In an opinion that demonstrates just how astonishingly deferential the “rational basis” standard for governmental actions can be, the Seventh Circuit Court of Appeals has permitted a Wisconsin prison to ban inmates from playing Dungeons and Dragons or possessing any D&D related material.
The little lead figurines, I can understand. Those could be molded into weapons, and the lead is soft enough to be pliable in one’s hand while still strong enough to actually cut something or be good at gouging out someone’s eye. But lead figurines are really old-school. I don’t think there’s a lot of figurine-moving going on any more. When I played D&D as a kid in the 1980’s, my dorky friends and I didn’t use them and wouldn’t have really wanted to if we had them.
As to the rationale underlying the rule, I quote both the opinion and then Prof. Ilya Somin of the always-excellent Volokh Conspiracy:
The sole evidence the prison officials have submitted on this point [the connection between D&D and gangs] is the affidavit of Captain Muraski, the gang specialist. Muraski testified that Waupun’s prohibition on role-playing and fantasy games was intended to serve two purposes. The first aim Muraski cited was the maintenanceof prison security. He explained that the policy was intended to promote prison security because cooperative games can mimic the organization of gangs and lead to the actual development thereof. Muraski elaborated that during D&D games, one player is denoted the “Dungeon Master.” The Dungeon Master is tasked with giving directions to other players, which Muraski testified mimics the organization of a gang.

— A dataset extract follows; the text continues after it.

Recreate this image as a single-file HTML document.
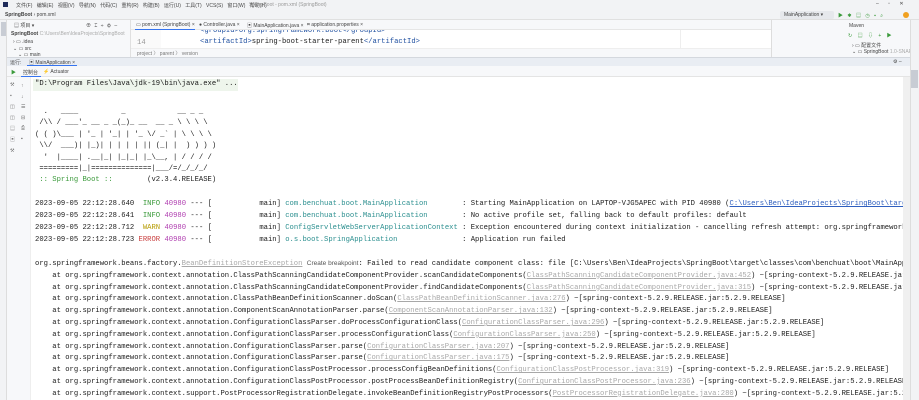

This argument is, I think, too weak to bother refuting — even if it is just barely compelling enough to pass muster under the rational basis test. By this “reasoning,” you could ban the “cooperative game” of football because “during football games, one player is denoted the ‘quarterback.’ The quarterback is tasked with giving directions to other players.”
But, of course, the rational basis test is the ultimate example of giving the government room to be wrong. It doesn’t matter if the information that the government’s decision is based on is incorrect so long as it seems credible; it doesn’t matter if the government’s response to this incorrect information is on its face asinine, so long as the rule bears some rational relation to some legitimate problem the government might wish to try and solve, even if its solution is apparently counter-productive.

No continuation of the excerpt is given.